Halvard lobbied to go straight to the Greed Wing as the most direct route to find out more about Karzoug and Xin-Shalast. Girding their loins, they set off down the seemingly endless hallway behind the grand statue of Karzoug.

Halvard and Don arrived at a long, but no longer endless hallway decked in polished gold. Dagfinn, meanwhile, did not.

I always have a hard time imagining what gold looks like. You get used to gold spray-painted stuff and you forget how crazy gorgeous actual gold is... at least I do.

At the end (almost) of the golden hallway, a large iron door studded with precious stones stood in the eastern wall, the sole feature in the hallway. Halvard made a quick search of the end of the hallway, but found nothing. Don found that the Iron door had no handle or latch, although it did have a keyhole. Pressing the door, the door shot forward suddenly, squashing Don against the far wall, almost inventing Druid jam. Marmadruid.

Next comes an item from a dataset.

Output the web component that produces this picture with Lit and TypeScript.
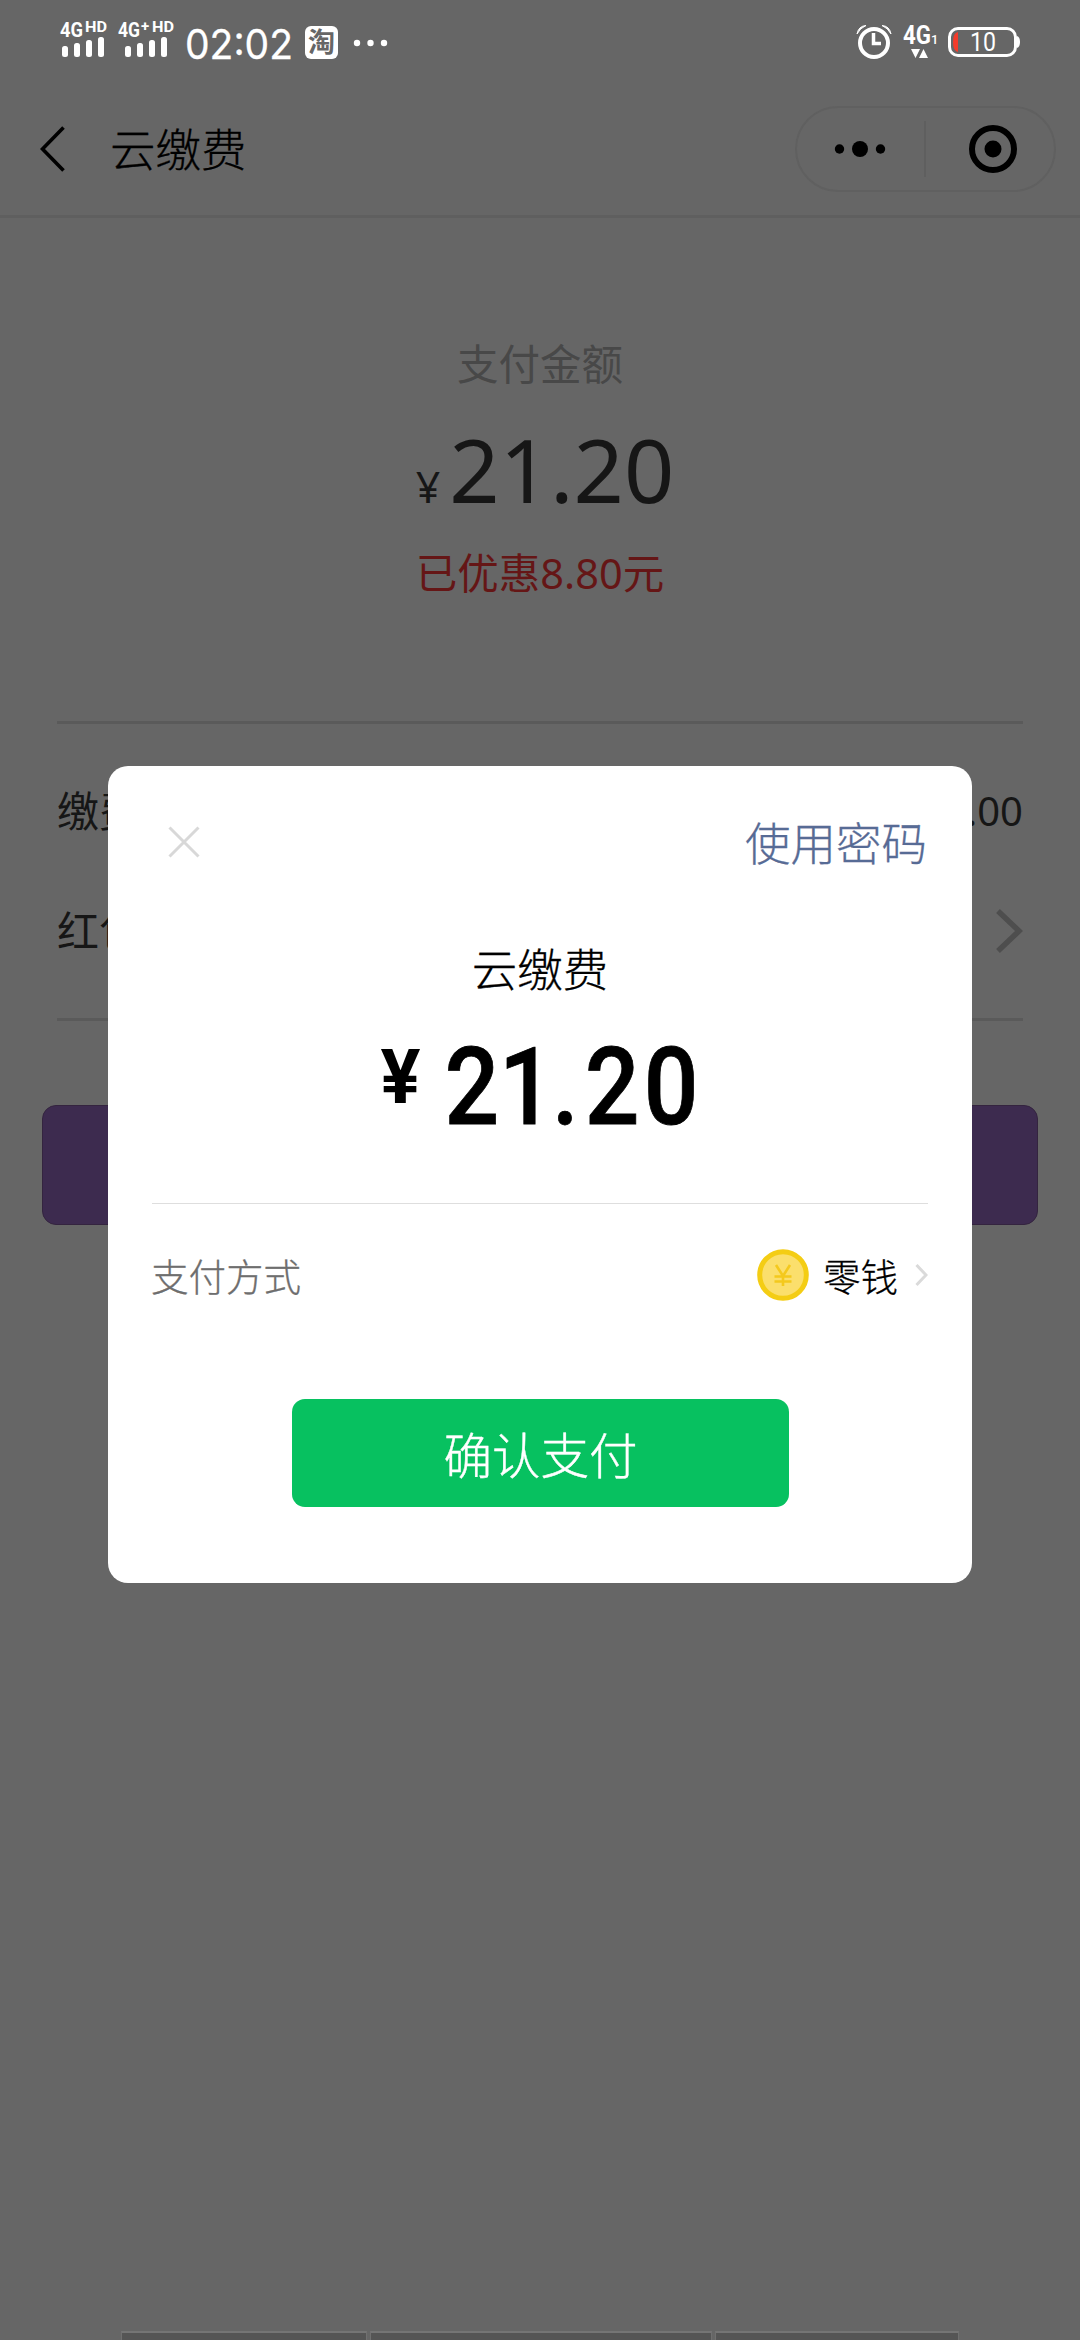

Dagfinn struggled to make it down the hallway, and made it in time for some experiments that Halvard and Don were conducting, namely, setting the door off and trying to figure out  what was going on. They established that the thing was pretty sensitive and driven by a piston that they saw drive the door to the far wall. They tried sabotaging it, but it seemed a bit tricky. Pulling the Crowbar of Opening out of the gear of the gnome (who doesn’t need it!) they rang the chime and caused a door at the far end of the hallway, where Halvard had already searched, to open.

Beyond the secret door, a wood panelled and rune-inscribed hall stretched even further,  before reaching a pale green mist that obscured sight.

Green mist? Nah, it'll be fine.

That’s where we left them…

Compleat Adventurer summary: Everyone got a card, although no one won. I thought there was good character work last night.  From Dagfinn’s tireless work trying to nail down the particulars of Runeforge (for which he should be thanked) to Halvard and Don’s less amiable reaction to the Succubus I thought everyone did a good job of roleplaying their character in a way that defined that character a little better.